Zum einen habe Lüpertz in seiner Glaskunst in der Tradition des Mittelalters gearbeitet: Bleistege verbinden die etwa 2000 einzelnen Glasstücke miteinander, "genauso wie in der Zeit der Gotik gearbeitet wurde". Zum anderen nehme Lüpertz die christliche Bildsprache auf: Der Fisch als urchristliches Symbol wird sowohl als Ornament als auch als Attribut und Erkennungszeichen des Heiligen Ulrich, des Patrons der Kirche, beispielsweise in der Ostrosette aufgegriffen.

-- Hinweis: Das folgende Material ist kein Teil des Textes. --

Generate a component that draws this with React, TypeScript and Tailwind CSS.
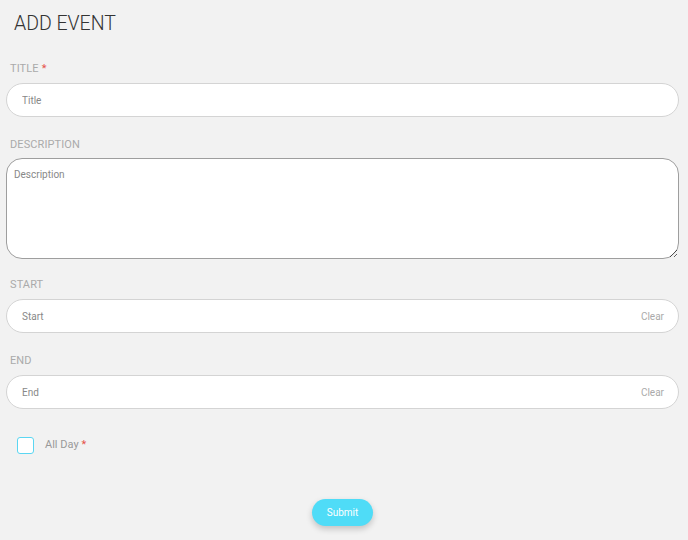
import React from 'react';

const labelCls = "block text-[11px] leading-none text-[#aaa] uppercase tracking-[0.1px] ml-[4px]";

const Field: React.FC<{ label: string; placeholder: string; required?: boolean; clear?: boolean; className?: string }> = ({ label, placeholder, required, clear, className }) => (
  <div className={className}>
    <label className={labelCls}>
      {label}
      {required && <span className="text-[#e5534b] ml-[3px]">*</span>}
    </label>
    <div className="relative mt-[9px]">
      <input
        placeholder={placeholder}
        className="w-full h-[34px] rounded-full bg-white border border-[#d4d4d4] pl-[15px] pr-[60px] text-[10px] text-[#555] placeholder:text-[#888] outline-none"
      />
      {clear && (
        <span className="absolute right-[15px] top-1/2 -translate-y-1/2 text-[10px] text-[#aaa]">Clear</span>
      )}
    </div>
  </div>
);

export default function App() {
  return (
    <div className="min-h-[540px] bg-[#f2f2f2] pl-[6px] pr-[9px] pt-[11px] pb-[14px] font-['Roboto',sans-serif]">
      <h1 className="mt-[2px] ml-[8px] text-[19.5px] font-light leading-[22px] text-[#333]">ADD EVENT</h1>

      <div className="mt-[28px] flex flex-col">
        <Field label="Title" placeholder="Title" required />

        <div className="mt-[22px]">
          <label className={labelCls}>Description</label>
          <textarea
            placeholder="Description"
            className="mt-[8px] block w-full h-[101px] rounded-[16px] bg-white border border-[#9e9e9e] px-[7px] py-[8px] text-[10px] text-[#555] placeholder:text-[#888] outline-none"
          />
        </div>

        <Field className="mt-[20px]" label="Start" placeholder="Start" clear />
        <Field className="mt-[22px]" label="End" placeholder="End" clear />
      </div>

      <div className="mt-[28px] ml-[11px] flex items-center gap-[11px]">
        <span className="w-[17px] h-[17px] rounded-[3px] border border-[#5bd6f2] bg-white" />
        <span className="text-[11px] text-[#999]">
          All Day<span className="text-[#e5534b] ml-[3px]">*</span>
        </span>
      </div>

      <div className="mt-[45px] flex justify-center">
        <button className="h-[27px] w-[61px] rounded-full bg-[#4fdcf7] text-white text-[10px] shadow-[0_3px_6px_rgba(0,0,0,0.2)]">
          Submit
        </button>
      </div>
    </div>
  );
}
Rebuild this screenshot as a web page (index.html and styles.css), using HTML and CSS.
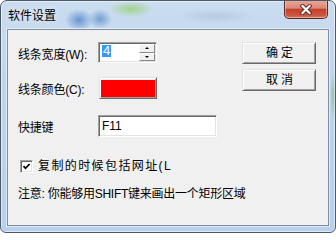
FILE: index.html
```html
<!DOCTYPE html>
<html lang="zh">
<head>
<meta charset="utf-8">
<title>软件设置</title>
<link rel="stylesheet" href="styles.css">
</head>
<body>
<div class="window">
  <div class="titlebar">
    <span class="title">软件设置</span>
    <div class="close">
      <svg width="14" height="11" viewBox="0 0 14 11">
        <path d="M3.5 2 L10.5 9 M10.5 2 L3.5 9" stroke="#5a2a24" stroke-width="4" stroke-linecap="square" fill="none"/>
        <path d="M3.5 2 L10.5 9 M10.5 2 L3.5 9" stroke="#ffffff" stroke-width="2.2" stroke-linecap="square" fill="none"/>
      </svg>
    </div>
  </div>
  <div class="client">
    <div class="top">
      <div class="form">
        <div class="row r1">
          <span class="lbl">线条宽度(W):</span>
          <div class="spin">
            <div class="val"><span class="sel">4</span></div>
            <div class="arrows">
              <div class="arr"><span class="tri-up"></span></div>
              <div class="arr"><span class="tri-down"></span></div>
            </div>
          </div>
        </div>
        <div class="row r2">
          <span class="lbl">线条颜色(C):</span>
          <div class="colorbtn"><div class="swatch"></div></div>
        </div>
        <div class="row r3">
          <span class="lbl">快捷键</span>
          <div class="textbox">F11</div>
        </div>
      </div>
      <div class="buttons">
        <div class="btn">确定</div>
        <div class="btn">取消</div>
      </div>
    </div>
    <div class="check">
      <div class="cb">
        <svg width="9" height="9" viewBox="0 0 9 9"><polyline points="1.5,4.2 3.5,6.3 7.6,2" stroke="#000" stroke-width="1.8" fill="none"/></svg>
      </div>
      <span class="cblbl">复制的时候包括网址(L</span>
    </div>
    <div class="note">注意: 你能够用SHIFT键来画出一个矩形区域</div>
  </div>
</div>
</body>
</html>
```

FILE: styles.css
```css
* { box-sizing: border-box; }
html, body { margin: 0; padding: 0; }
body {
  width: 336px;
  height: 233px;
  overflow: hidden;
  background: #ffffff;
  font-family: "Liberation Sans", "Noto Sans CJK SC", sans-serif;
  font-size: 12px;
  color: #000;
}

.window {
  width: 336px;
  height: 233px;
  border: 1px solid #4b5866;
  border-radius: 7px 7px 6px 6px;
  overflow: hidden;
  display: flex;
  flex-direction: column;
  box-shadow: inset 0 0 0 1px rgba(255, 255, 255, 0.55);
  background:
    radial-gradient(ellipse 14px 11px at 78px 19px, rgba(60, 120, 195, 0.7), transparent),
    radial-gradient(ellipse 12px 10px at 99px 18px, rgba(60, 120, 195, 0.6), transparent),
    radial-gradient(ellipse 22px 8px at 130px 8px, rgba(150, 210, 115, 0.8), transparent),
    radial-gradient(ellipse 40px 7px at 215px 15px, rgba(140, 165, 195, 0.3), transparent),
    radial-gradient(ellipse 4px 25px at 333px 95px, rgba(120, 175, 110, 0.6), transparent),
    linear-gradient(#cadcef, #bed4eb 40%, #b9d0ea);
}

.titlebar {
  height: 28px;
  flex: none;
  display: flex;
  align-items: center;
  padding-left: 7px;
}
.title {
  line-height: 14px;
  padding-top: 1px;
  text-shadow: 0 0 6px rgba(255, 255, 255, 0.9);
}
.close {
  margin-left: auto;
  margin-right: 7px;
  align-self: flex-start;
  margin-top: -1px;
  width: 44px;
  height: 19px;
  border: 1px solid #5b2b25;
  border-top: none;
  border-radius: 0 0 5px 5px;
  background: linear-gradient(#e9a899 0%, #dc8878 45%, #c5402c 52%, #cc5540 85%, #d9806a 100%);
  box-shadow: inset 0 0 0 1px rgba(255, 220, 210, 0.45);
  display: flex;
  align-items: center;
  justify-content: center;
}

.client {
  flex: none;
  height: 197px;
  margin: 0 6px;
  border: 1px solid #7d8da2;
  box-shadow: 0 0 0 1px rgba(255, 255, 255, 0.55);
  background: #f0f0f0;
  padding: 12px 0 0 10px;
}

.top { display: flex; }
.form {
  width: 224px;
  display: flex;
  flex-direction: column;
}
.row { display: flex; align-items: center; }
.r1 { height: 21px; margin-bottom: 14px; }
.r2 { height: 22px; margin-bottom: 16px; }
.r3 { height: 22px; }
.lbl {
  width: 80px;
  line-height: 14px;
  padding-top: 4px;
  white-space: nowrap;
  letter-spacing: -0.2px;
}

.spin, .textbox, .cb {
  background: #fff;
  border: 1px solid;
  border-color: #a0a0a0 #ffffff #ffffff #a0a0a0;
  box-shadow: inset 1px 1px 0 #696969, inset -1px -1px 0 #e3e3e3;
}
.spin {
  width: 59px;
  height: 21px;
  display: flex;
  padding: 1px 1px 1px 2px;
}
.val { flex: 1; padding-left: 1px; }
.sel {
  display: inline-block;
  background: #3399ff;
  color: #fff;
  font-size: 13px;
  line-height: 12px;
  height: 12px;
  padding: 0 1px;
}
.arrows {
  width: 16px;
  display: flex;
  flex-direction: column;
}
.arr {
  flex: 1;
  background: #f0f0f0;
  border: 1px solid;
  border-color: #ffffff #888888 #888888 #ffffff;
  display: flex;
  align-items: center;
  justify-content: center;
}
.tri-up {
  width: 0; height: 0;
  border-left: 2px solid transparent;
  border-right: 2px solid transparent;
  border-bottom: 2px solid #000;
}
.tri-down {
  width: 0; height: 0;
  border-left: 2px solid transparent;
  border-right: 2px solid transparent;
  border-top: 2px solid #000;
}

.colorbtn {
  width: 58px;
  height: 22px;
  margin-left: 1px;
  background: #f0f0f0;
  border: 1px solid;
  border-color: #e3e3e3 #696969 #696969 #e3e3e3;
  box-shadow: inset 1px 1px 0 #ffffff, inset -1px -1px 0 #a0a0a0;
  padding: 2px 1px 1px 1px;
}
.swatch { height: 100%; background: #ff0000; }

.textbox {
  width: 119px;
  height: 22px;
  padding: 0 3px;
  line-height: 20px;
}

.buttons {
  display: flex;
  flex-direction: column;
  gap: 5px;
}
.btn {
  width: 74px;
  height: 22px;
  background: #f0f0f0;
  border: 1px solid;
  border-color: #e3e3e3 #696969 #696969 #e3e3e3;
  box-shadow: inset 1px 1px 0 #ffffff, inset -1px -1px 0 #a0a0a0;
  display: flex;
  align-items: center;
  justify-content: center;
  letter-spacing: 3px;
  padding-left: 4px;
  line-height: 14px;
}

.check {
  display: flex;
  align-items: center;
  height: 13px;
  margin-top: 23px;
  margin-left: 2px;
}
.cb {
  width: 13px;
  height: 13px;
  flex: none;
  display: flex;
  align-items: center;
  justify-content: center;
}
.cb svg { display: block; }
.cblbl {
  margin-left: 5px;
  white-space: nowrap;
  letter-spacing: 1.4px;
  line-height: 13px;
}

.note {
  margin-top: 14px;
  line-height: 14px;
  white-space: nowrap;
  letter-spacing: -0.25px;
}
```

An den Glaskunstwerken sei zu spüren, "dass er sich nicht gegen den Raum positioniert, sondern sein Werk organisch, mit eigenem Akzent zwar, aber diesen in den Raum setzt und eben stimmig einfügt", betont Baumann. Auffallend war für sie, dass Lüpertz, der renommierte "Malerfürst", dem Raum der profanierten Kirche von Anfang an "mit Respekt und auch Demut" begegnet ist.
Lüpertz sei von dem gotischen Juwel sofort begeistert gewesen, als die Kunsthistorikerin ihn zum ersten Mal durch die Museumskirche führte. Bei der Gelegenheit sei auch die Idee entstanden, dass St. Ulrich - seit langem ein Museum, aber ursprünglich zwischen 1220 und 1230 als herzogliche Kapelle errichtet - auch bunte Fenster brauchen könnte, "weil relativ untypisch für eine gotische Kirche nur Klarsichtfenster realisiert waren". Eine ursprünglich farbige Glasarchitektur hält Baumann für wahrscheinlich, weil sich die Baumeister an den Kathedralen in Paris und Laon orientierten. Jedenfalls sagte Lüpertz dem Projekt spontan zu. Das war 2020.
Auf Akzeptanz sei das Vorhaben auch bei den zuständigen Behörden gestoßen. Der Freistaat Bayern als Eigentümer, der Regensburger Bischof, das Domkapitel, die Denkmalpflege: Alle hätten ihr Einverständnis erklärt, damit in der frühgotischen Kirche neue Fenster eingesetzt werden konnten. Selbst die Finanzierung sei schnell angelaufen. Sie wurde ausschließlich von Privatleuten, darunter etliche Großspender, getragen.
Und Markus Lüpertz kündigte an, auf sein Honorar verzichten zu wollen, sollte das Geld nicht reichen, sagt Baumann. "Im Moment muss er noch verzichten."